La relance et la refondation du projet d’Union des marchés de capitaux (UMC) semblent tenir de cet adage. D’une part, le Brexit commande de repenser le plan d’action lancé en 2015 par la Commission européenne, qui se fondait sur la puissance de la Place de Londres, et sa centralité pour l’Union européenne (UE). D’autre part, l’accroissement des contraintes imposées aux banques – et singulièrement aux banques européennes – par la réglementation bâloise va mécaniquement et sans doute durablement limiter leur capacité de prêt. Or, il semble évident que les besoins de financements européens vont augmenter à un rythme soutenu dans un avenir proche, afin d’assurer la transition vers une énergie décarbonée et l’adaptation de l’économie, de la société et des infrastructures au changement climatique, au vieillissement de la population et à la révolution digitale.

Les acteurs européens sont bien conscients de l’urgence de cette refondation : de nombreuses instances professionnelles ou groupes de travail de haut niveau ont annoncé leurs propositions dans cet objectif ; tous soulignent le caractère stratégique de ce projet, la nécessité de le porter au plus haut niveau politique avec une vision claire de ce que l’Europe veut faire de son secteur financier et de ses marchés. Tous insistent également sur la nécessité d’une mobilisation générale : qu’il s’agisse des instances européennes, des États membres ou de l’industrie elle-même, chacun dans son registre devra travailler à la construction de l’UMC.

Certes, la première phase du projet UMC a permis d’avancer dans certains domaines. La création de cadres européens pour la portabilité des produits de retraites (PEPP), pour les covered bonds, les fonds de Venture Capital (EuVECA) ou la restructuration préventive des entreprises sont autant de pas dans la bonne direction.

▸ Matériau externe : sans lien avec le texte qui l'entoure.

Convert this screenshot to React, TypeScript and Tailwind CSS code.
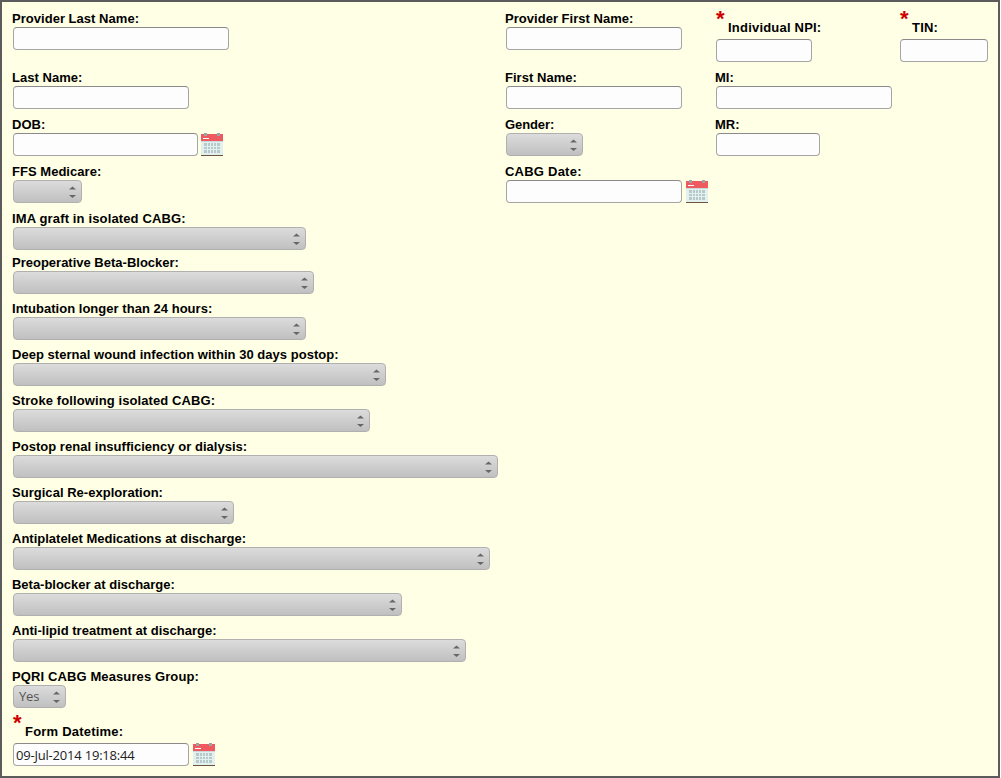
import type { ReactNode } from 'react'

const Calendar = () => (
  <svg width="22" height="23" viewBox="0 0 22 23" className="shrink-0">
    <rect x="0" y="8" width="22" height="14" fill="#e2f0f0" />
    <rect x="0" y="22" width="22" height="1" fill="#6b5540" />
    <rect x="0" y="1" width="22" height="8" fill="#ef5a60" />
    <rect x="0" y="8" width="22" height="1" fill="#c9d8d8" />
    <rect x="2" y="5" width="6" height="1" fill="#fff" />
    <rect x="3" y="0" width="3" height="3" fill="#9aa5a5" />
    <rect x="16" y="0" width="3" height="3" fill="#9aa5a5" />
    <rect x="3" y="10" width="16" height="10" fill="#b7c9c9" />
    <path d="M6.5 10v10M9.5 10v10M12.5 10v10M15.5 10v10M3 13.5h16M3 16.5h16" stroke="#e2f0f0" strokeWidth="1" fill="none" />
  </svg>
)

const Label = ({ children, tracking = 'tracking-[0.03px]' }: { children: ReactNode; tracking?: string }) => (
  <label className={`block text-[13px] leading-[15px] font-bold text-black mb-[1px] ${tracking}`}>{children}</label>
)

// label with the red required star in front of it
const RequiredLabel = ({ children }: { children: ReactNode }) => (
  <div className="flex items-end h-[24px] mb-[4px]">
    <span className="self-start -mt-[3px] ml-[1px] text-[#cc0000] text-[22px] leading-none font-bold">*</span>
    <label className="block pl-[3.5px] text-[13px] leading-[15px] font-bold text-black tracking-[0.2px]">{children}</label>
  </div>
)

const TextBox = ({ w, value }: { w: number; value?: string }) => (
  <input
    readOnly
    value={value ?? ''}
    style={{ width: w }}
    className="block ml-[1px] h-[23px] rounded-[4px] border border-[#a5a5a5] border-t-[#8a8a8a] bg-[#fdfdfd] px-[2px] text-[13px] tracking-[-0.2px] text-[#222] font-['Open_Sans',sans-serif] outline-none"
  />
)

const SelectBox = ({ w, value }: { w: number; value?: string }) => (
  <div style={{ width: w }} className="relative ml-[1px] h-[23px] rounded-[4px] border border-[#b0b0b0] bg-gradient-to-b from-[#dcdcdc] to-[#c0c0c0] px-[5px] text-[13px] tracking-[-0.2px] leading-[21px] text-[#555] font-['Open_Sans',sans-serif]">
    {value}
    <svg width="7" height="13" viewBox="0 0 7 13" className="absolute right-[5px] top-[5px]">
      <path d="M3.5 0.5 7 3.5H0Z" fill="#666" />
      <path d="M0 9h7L3.5 12Z" fill="#666" />
    </svg>
  </div>
)

const selects: [string, number, number, string?][] = [
  ['IMA graft in isolated CABG:', 293, 44, 'tracking-[0.14px]'],
  ['Preoperative Beta-Blocker:', 301, 46, 'tracking-[0px]'],
  ['Intubation longer than 24 hours:', 293, 46],
  ['Deep sternal wound infection within 30 days postop:', 373, 46],
  ['Stroke following isolated CABG:', 357, 46, 'tracking-[0.1px]'],
  ['Postop renal insufficiency or dialysis:', 485, 46],
  ['Surgical Re-exploration:', 221, 46],
  ['Antiplatelet Medications at discharge:', 477, 46, 'tracking-[0px]'],
  ['Beta-blocker at discharge:', 389, 46, 'tracking-[-0.02px]'],
  ['Anti-lipid treatment at discharge:', 453, 46],
]

export default function App() {
  return (
    <div className="w-[1001px] h-[778px] bg-white overflow-hidden font-['Liberation_Sans',sans-serif]">
      <div className="h-[778px] w-[1000px] border-2 border-[#5c5c5c] bg-[#ffffe5] pl-[10px] pt-[9px]">
        <div className="grid grid-cols-[493px_210px_184px_1fr] grid-rows-[59px_47px_47px_47px]">
          <div>
            <Label>Provider Last Name:</Label>
            <TextBox w={216} />
          </div>
          <div>
            <Label>Provider First Name:</Label>
            <TextBox w={176} />
          </div>
          <div>
            <RequiredLabel>Individual NPI:</RequiredLabel>
            <TextBox w={96} />
          </div>
          <div>
            <RequiredLabel>TIN:</RequiredLabel>
            <TextBox w={88} />
          </div>

          <div>
            <Label>Last Name:</Label>
            <TextBox w={176} />
          </div>
          <div>
            <Label>First Name:</Label>
            <TextBox w={176} />
          </div>
          <div className="col-span-2">
            <Label>MI:</Label>
            <TextBox w={176} />
          </div>

          <div>
            <Label>DOB:</Label>
            <div className="flex items-start gap-[3px]">
              <TextBox w={185} />
              <Calendar />
            </div>
          </div>
          <div>
            <Label tracking="tracking-[-0.1px]">Gender:</Label>
            <SelectBox w={77} />
          </div>
          <div className="col-span-2">
            <Label>MR:</Label>
            <TextBox w={104} />
          </div>

          <div>
            <Label>FFS Medicare:</Label>
            <SelectBox w={69} />
          </div>
          <div className="col-span-3">
            <Label tracking="tracking-[0.23px]">CABG Date:</Label>
            <div className="flex items-start gap-[4px]">
              <TextBox w={176} />
              <Calendar />
            </div>
          </div>
        </div>

        {selects.map(([label, w, h, tracking]) => (
          <div key={label} style={{ height: h }}>
            <Label tracking={tracking}>{label}</Label>
            <SelectBox w={w} />
          </div>
        ))}

        <div className="h-[46px]">
          <Label tracking="tracking-[0.11px]">PQRI CABG Measures Group:</Label>
          <SelectBox w={53} value="Yes" />
        </div>

        <RequiredLabel>Form Datetime:</RequiredLabel>
        <div className="flex items-start gap-[4px]">
          <TextBox w={176} value="09-Jul-2014 19:18:44" />
          <Calendar />
        </div>
      </div>
    </div>
  )
}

Mais il faut désormais aller plus loin. La refondation de l’UMC doit s’appuyer sur une vision de long terme, qui dépasse l’horizon d’une mandature. À cet égard, certaines propositions – dont celles que retrace ce nouveau hors-série de Revue Banque réalisé en partenariat avec l’AMAFI – semblent d’ores et déjà consensus :

– ouvrir plus largement l’accès des marchés à tous les acteurs économiques, notamment les épargnants et les PME ;

– favoriser l’épargne longue ou relancer la titrisation de manière plus ambitieuse.

D’autres, tout aussi indispensables, supposeront d’avancer vers davantage d’intégration européenne, qu’il s’agisse :

– d’harmoniser la supervision des marchés européens ;

– de rendre l’imposition des investisseurs plus cohérente ;

– de renforcer le rôle de monnaie internationale de l’euro ; ou

– d’accroître le partage public des risques dans l’Union, notamment au travers de la mise en place d’un unique actif sans risque à l’échelle européenne.

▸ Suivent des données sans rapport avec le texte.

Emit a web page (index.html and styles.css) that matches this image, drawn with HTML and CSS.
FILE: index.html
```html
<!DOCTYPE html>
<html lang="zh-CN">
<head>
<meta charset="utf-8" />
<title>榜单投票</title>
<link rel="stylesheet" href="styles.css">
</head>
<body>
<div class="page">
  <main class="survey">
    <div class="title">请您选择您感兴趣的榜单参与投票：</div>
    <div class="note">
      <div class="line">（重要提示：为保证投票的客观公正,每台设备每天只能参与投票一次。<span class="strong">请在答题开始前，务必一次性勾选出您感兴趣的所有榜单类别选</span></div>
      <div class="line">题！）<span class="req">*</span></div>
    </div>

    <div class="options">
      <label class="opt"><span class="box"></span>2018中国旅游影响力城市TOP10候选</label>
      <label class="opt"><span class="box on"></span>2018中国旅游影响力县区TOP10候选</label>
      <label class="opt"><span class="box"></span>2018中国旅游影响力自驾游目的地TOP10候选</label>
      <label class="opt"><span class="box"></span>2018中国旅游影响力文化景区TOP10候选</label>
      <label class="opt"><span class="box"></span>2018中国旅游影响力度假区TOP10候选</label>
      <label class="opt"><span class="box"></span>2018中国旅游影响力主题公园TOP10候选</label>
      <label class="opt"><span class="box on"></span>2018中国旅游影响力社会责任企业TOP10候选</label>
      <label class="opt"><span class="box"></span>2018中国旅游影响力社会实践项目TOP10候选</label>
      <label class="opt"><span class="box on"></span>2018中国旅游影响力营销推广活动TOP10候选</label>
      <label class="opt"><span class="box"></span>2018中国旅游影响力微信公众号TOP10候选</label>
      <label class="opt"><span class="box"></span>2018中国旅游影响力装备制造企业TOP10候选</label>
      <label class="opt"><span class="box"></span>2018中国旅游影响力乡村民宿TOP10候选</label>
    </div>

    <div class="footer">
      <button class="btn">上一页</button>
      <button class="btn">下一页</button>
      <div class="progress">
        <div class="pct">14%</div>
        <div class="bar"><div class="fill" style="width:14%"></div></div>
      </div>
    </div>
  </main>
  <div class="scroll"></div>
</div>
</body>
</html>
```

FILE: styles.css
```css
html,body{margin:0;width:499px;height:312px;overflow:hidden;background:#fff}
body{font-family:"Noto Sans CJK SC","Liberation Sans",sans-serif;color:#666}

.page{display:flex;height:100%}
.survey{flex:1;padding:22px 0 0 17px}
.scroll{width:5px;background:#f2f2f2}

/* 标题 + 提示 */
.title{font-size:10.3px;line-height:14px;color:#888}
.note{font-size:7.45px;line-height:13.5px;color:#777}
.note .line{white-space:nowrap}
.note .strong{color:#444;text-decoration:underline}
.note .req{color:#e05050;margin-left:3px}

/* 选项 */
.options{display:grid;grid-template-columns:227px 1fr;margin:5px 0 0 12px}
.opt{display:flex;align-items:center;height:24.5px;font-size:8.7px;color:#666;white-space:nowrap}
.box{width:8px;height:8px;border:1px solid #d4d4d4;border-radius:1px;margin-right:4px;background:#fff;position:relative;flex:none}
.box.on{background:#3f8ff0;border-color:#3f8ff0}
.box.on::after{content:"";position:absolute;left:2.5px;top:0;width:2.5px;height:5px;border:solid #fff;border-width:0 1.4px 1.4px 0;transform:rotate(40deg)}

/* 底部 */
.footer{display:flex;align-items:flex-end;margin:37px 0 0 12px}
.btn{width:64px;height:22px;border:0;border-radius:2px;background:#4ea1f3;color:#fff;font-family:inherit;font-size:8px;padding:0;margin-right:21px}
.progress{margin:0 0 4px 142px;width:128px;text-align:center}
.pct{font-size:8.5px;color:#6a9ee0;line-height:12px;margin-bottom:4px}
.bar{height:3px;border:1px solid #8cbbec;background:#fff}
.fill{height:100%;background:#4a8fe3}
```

Reste aussi à achever l’Union bancaire, bloquée depuis maintenant de longs mois autour de son troisième pilier, le système européen de garantie des dépôts. Souhaitons que les déclarations récentes du ministre allemand des finances marquent un nouvel élan dans ce domaine.

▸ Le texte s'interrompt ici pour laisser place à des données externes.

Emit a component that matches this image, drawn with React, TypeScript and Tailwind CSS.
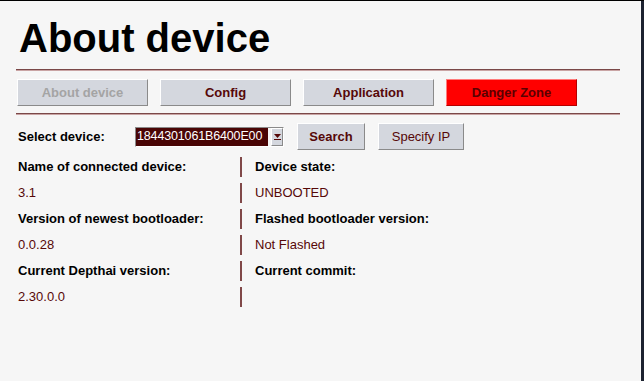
const tabs = [
  { label: 'About device', disabled: true },
  { label: 'Config' },
  { label: 'Application' },
  { label: 'Danger Zone', danger: true },
]

const rows: [string, string, string, string][] = [
  ['Name of connected device:', '3.1', 'Device state:', 'UNBOOTED'],
  ['Version of newest bootloader:', '0.0.28', 'Flashed bootloader version:', 'Not Flashed'],
  ['Current Depthai version:', '2.30.0.0', 'Current commit:', ''],
]

function Rule() {
  return <div className="h-[2px] w-[604px] border-t border-t-[#7a4848] border-b border-b-[#c9a4a4]" />
}

function TkButton({ label, disabled, danger, bold = true, className = '' }: { label: string; disabled?: boolean; danger?: boolean; bold?: boolean; className?: string }) {
  const face = danger
    ? 'bg-[#ff0000] border-t-[#ff7a7a] border-l-[#ff7a7a] border-b-[#b40000] border-r-[#b40000] text-[#5a0000]'
    : 'bg-[#d4d7de] border-t-white border-l-white border-b-[#8a8a8a] border-r-[#8a8a8a]'
  const color = disabled ? 'text-[#a4a4a4]' : 'text-[#560808]'
  return (
    <div className={`flex h-[27px] items-center justify-center border text-[13px] ${bold ? 'font-bold' : ''} ${face} ${danger ? '' : color} ${className}`}>
      {label}
    </div>
  )
}

export default function App() {
  return (
    <div className="flex h-[381px] w-[644px] overflow-hidden border-t border-black bg-[#f6f6f6] font-['Liberation_Sans',Arial,sans-serif] text-black">
      <div className="flex flex-1 flex-col pl-[16px] pt-[17px]">
        <h1 className="pl-[3px] text-[40px] font-bold leading-[40px]">About device</h1>
        <div className="mt-[11px]">
          <Rule />
        </div>
        <div className="mt-[8px] flex gap-[12px] pl-[1px]">
          {tabs.map((t) => (
            <TkButton key={t.label} label={t.label} disabled={t.disabled} danger={t.danger} className="w-[131px]" />
          ))}
        </div>
        <div className="mt-[7px]">
          <Rule />
        </div>

        <div className="mt-[8px] flex h-[27px] items-center pl-[2px]">
          <span className="w-[117px] text-[13px] font-bold">Select device:</span>
          <div className="flex h-[20px] w-[149px] border border-t-[#8a8a8a] border-l-[#8a8a8a] border-b-white border-r-white bg-[#f6f6f6]">
            <div className="flex flex-1 items-center overflow-hidden whitespace-nowrap bg-[#4a0505] pl-[1px] text-[12.5px] leading-none tracking-[-0.15px] text-white">
              1844301061B6400E00
            </div>
            <div className="ml-[3px] flex w-[12px] flex-col items-center justify-center border border-t-white border-l-white border-b-[#8a8a8a] border-r-[#8a8a8a] bg-[#d4d7de]">
              <svg width="7" height="6" viewBox="0 0 7 6">
                <path d="M0 0h7L3.5 4z" fill="#560808" />
                <rect x="0" y="5" width="7" height="1" fill="#560808" />
              </svg>
            </div>
          </div>
          <TkButton label="Search" className="ml-[13px] w-[68px]" />
          <TkButton label="Specify IP" bold={false} className="ml-[13px] w-[86px]" />
        </div>

        <div className="mt-[4px] flex flex-col pl-[2px] text-[13px]">
          {rows.map(([l1, v1, l2, v2]) => (
            <div key={l1}>
              <div className="flex h-[26px] items-center">
                <span className="w-[222px] font-bold">{l1}</span>
                <div className="h-[20px] w-[2px] bg-[#804848]" />
                <span className="pl-[13px] font-bold">{l2}</span>
              </div>
              <div className="flex h-[26px] items-center text-[#560808]">
                <span className="w-[222px]">{v1}</span>
                <div className="h-[20px] w-[2px] bg-[#804848]" />
                <span className="pl-[13px]">{v2}</span>
              </div>
            </div>
          ))}
        </div>
      </div>
      <div className="w-[3px] bg-[#1c2230]" />
    </div>
  )
}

La nouvelle mandature européenne doit être l’occasion pour tous les acteurs européens de repartir sur des bases nouvelles, d’engager des réformes ambitieuses, avec une vision fédératrice pour développer des marchés de capitaux européens efficaces et intégrés. Les difficultés et les obstacles seront nombreux, et ils ne sauraient être mésestimés. Mais les risques associés à un refus de ce choix sont bien plus redoutables encore, car ils sont ceux d’une Europe obligée de se reposer sur d’autres pour faire face aux défis de son avenir, et durablement marginalisée entre le bloc anglo-saxon et le bloc chinois.